Ok, I tried with "/bin/bash/" and I'm getting this now:

Code:

user@host:~$ chsh -s /bin/bash
Password:
chsh: user not found in /etc/passwd
user@host:~$

Should I add my username in /etc/passwd file?

And one quick question. Why didn't "chsh -s bash" work when the directory "/bin" is present in my PATH environment variable?

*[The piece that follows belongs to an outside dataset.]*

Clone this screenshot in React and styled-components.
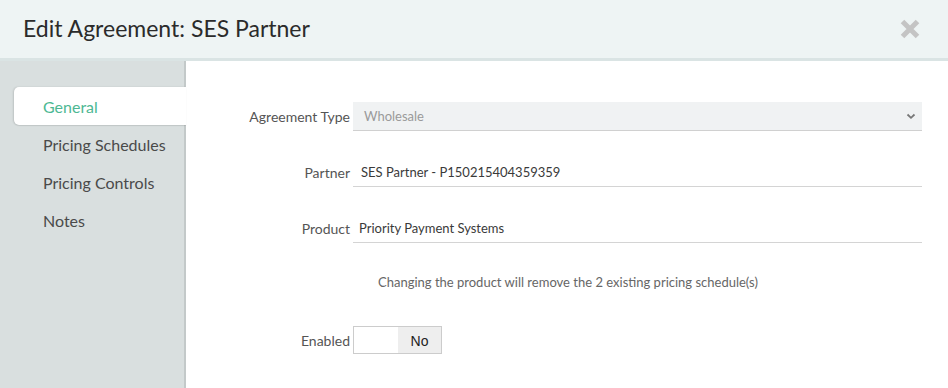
import styled, { createGlobalStyle } from "styled-components";

const GlobalStyle = createGlobalStyle`
  html, body {
    margin: 0;
    padding: 0;
    background: #fff;
  }
  body {
    font-family: Lato, "Open Sans", sans-serif;
  }
`;

const Modal = styled.div`
  width: 948px;
  height: 388px;
  display: flex;
  flex-direction: column;
  overflow: hidden;
`;

const Header = styled.div`
  height: 58px;
  flex: none;
  background: #eef4f4;
  border-bottom: 3px solid #dae4e4;
  display: flex;
  align-items: center;
  justify-content: space-between;
  padding: 0 28px 0 23px;
  h1 {
    margin: 0;
    font-size: 23px;
    font-weight: 400;
    color: #2b2b2b;
    padding-bottom: 3px;
  }
`;

const Close = styled.button`
  border: 0;
  background: none;
  padding: 0;
  width: 20px;
  height: 20px;
  cursor: pointer;
  display: flex;
`;

const Body = styled.div`
  flex: 1;
  display: flex;
`;

const Sidebar = styled.div`
  width: 184px;
  flex: none;
  background: #d9dfdf;
  border-right: 2px solid #c3c9c9;
  padding-top: 26px;
  box-sizing: content-box;
`;

const Tab = styled.div`
  height: 38px;
  display: flex;
  align-items: center;
  padding-left: 43px;
  font-size: 16px;
  color: ${(p) => (p.$active ? "#4db893" : "#4a4a4a")};
  ${(p) =>
    p.$active &&
    `
    background: #fff;
    margin-left: 14px;
    margin-right: -2px;
    padding-left: 29px;
    border-radius: 5px 0 0 5px;
    box-shadow: -1px 0 2px rgba(0,0,0,0.12), 0 1px 1px rgba(0,0,0,0.08);
  `}
`;

const Content = styled.div`
  flex: 1;
  padding: 41px 26px 0 0;
`;

const Row = styled.div`
  display: grid;
  grid-template-columns: 164px 1fr;
  align-items: center;
  column-gap: 3px;
  margin-bottom: ${(p) => p.$gap || 0}px;
`;

const Label = styled.label`
  text-align: right;
  font-size: 14px;
  color: #555;
`;

const Select = styled.div`
  height: 28px;
  background: #f0f2f3;
  border-bottom: 1px solid #d0d0d0;
  display: flex;
  align-items: center;
  justify-content: space-between;
  padding: 0 6px 0 11px;
  font-size: 13px;
  color: #9a9a9a;
`;

const Field = styled.div`
  height: 28px;
  border-bottom: 1px solid #d4d4d4;
  display: flex;
  align-items: center;
  padding-left: ${(p) => p.$pad || 8}px;
  font-size: 13px;
  color: #3a3a3a;
`;

const Note = styled.div`
  font-size: 13px;
  color: #666;
  padding-left: 192px;
  margin: 31px 0 36px;
`;

const Toggle = styled.div`
  display: flex;
  width: 87px;
  height: 26px;
  border: 1px solid #cccccc;
  font-family: "Liberation Sans", Arial, sans-serif;
  font-size: 14px;
  color: #222;
`;

const ToggleSide = styled.span`
  flex: ${(p) => (p.$off ? "0 0 43px" : "1")};
  background: ${(p) => (p.$off ? "#eeeeee" : "#fff")};
  display: flex;
  align-items: center;
  justify-content: center;
  padding-top: 1px;
`;

const Chevron = () => (
  <svg width="10" height="8" viewBox="0 0 10 8">
    <path d="M1.5 2.5 L5 5.8 L8.5 2.5" fill="none" stroke="#777" strokeWidth="1.8" />
  </svg>
);

const CloseIcon = () => (
  <svg width="20" height="20" viewBox="0 0 20 20">
    <path d="M2.5 2.5 L17.5 17.5 M17.5 2.5 L2.5 17.5" stroke="#c4c4c4" strokeWidth="5" strokeLinecap="butt" />
  </svg>
);

export default function App() {
  const tabs = ["General", "Pricing Schedules", "Pricing Controls", "Notes"];
  return (
    <Modal>
      <GlobalStyle />
      <Header>
        <h1>Edit Agreement: SES Partner</h1>
        <Close aria-label="close">
          <CloseIcon />
        </Close>
      </Header>
      <Body>
        <Sidebar>
          {tabs.map((t, i) => (
            <Tab key={t} $active={i === 0}>
              {t}
            </Tab>
          ))}
        </Sidebar>
        <Content>
          <Row $gap={27}>
            <Label>Agreement Type</Label>
            <Select>
              Wholesale
              <Chevron />
            </Select>
          </Row>
          <Row $gap={27}>
            <Label>Partner</Label>
            <Field>SES Partner - P150215404359359</Field>
          </Row>
          <Row>
            <Label>Product</Label>
            <Field $pad={6}>Priority Payment Systems</Field>
          </Row>
          <Note>Changing the product will remove the 2 existing pricing schedule(s)</Note>
          <Row>
            <Label>Enabled</Label>
            <Toggle>
              <ToggleSide />
              <ToggleSide $off>No</ToggleSide>
            </Toggle>
          </Row>
        </Content>
      </Body>
    </Modal>
  );
}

devUnix 02-28-2011 02:43 PM

/etc/shells is a file that contains shells which are generally found in /bin as shown here:

Command: 1

Code:

-bash-2.05b# ls -l /etc/shells
-rw-r--r--  1 root root 80 Jul 22  2004 /etc/shells

Command: 2

Code:

-bash-2.05b# cat /etc/shells
/bin/sh
/bin/bash
/sbin/nologin
/bin/bash2
/bin/ash
/bin/bsh
/bin/tcsh
/bin/csh
-bash-2.05b#

This will also do the same thing as above:

Code:

-bash-2.05b# chsh --list-shells
/bin/sh
/bin/bash
/sbin/nologin
/bin/bash2
/bin/ash
/bin/bsh
/bin/tcsh
/bin/csh
-bash-2.05b#

Command: 4

Code:

-bash-2.05b# for Shell in `cat /etc/shells`; do ls -l $Shell; done
lrwxrwxrwx  1 root root 4 Jul 27  2004 /bin/sh -> bash
-rwxr-xr-x  1 root root 593304 Mar 11  2004 /bin/bash
-rwxr-xr-x  1 root root 4636 May  4  2004 /sbin/nologin
lrwxrwxrwx  1 root root 4 Jul 27  2004 /bin/bash2 -> bash
-rwxr-xr-x  1 root root 98388 Feb 16  2004 /bin/ash
lrwxrwxrwx  1 root root 3 Jul 27  2004 /bin/bsh -> ash
-rwxr-xr-x  1 root root 319520 Feb 17  2004 /bin/tcsh
lrwxrwxrwx  1 root root 4 Jul 27  2004 /bin/csh -> tcsh
-bash-2.05b#

We need to specify the complete path for the named shell even if the /bin directory is included in the $PATH variable:

Code:

-bash-2.05b# chsh -s sh
Changing shell for root.
chsh: shell must be a full path name.
-bash-2.05b#

But to change your Shell temporarily, you can simply type its name and hit the enter key:

Code:

-bash-2.05b# sh
sh-2.05b#

Without changing your login shell permanently either by executing the chsh -s command or by asking your system admin to make change sin the /etc/passwd file, you can simply put this line of code in your csh (if that is the default shell) or bash (if this is the default shell) profile file. For example, my default login shell is bash. But to get sh every time I login to the server, I can do the following:

Code:

sh-2.05b# cat .bash_profile
PATH=$PATH:$HOME/bin:.
export PATH
echo "Welcome, Dev! Have happy working hours!"
/bin/sh
sh-2.05b#

Even if my default login shell is /bin/bash:

Code:

sh-2.05b# grep ^$USER /etc/passwd
root:x:0:0:root:/root:/bin/bash
sh-2.05b#

I still get the sh shell.

So, you should see which profile file is being called upon when you login. Just add that line (at the bottom, if you would like to) and you can make your life easy!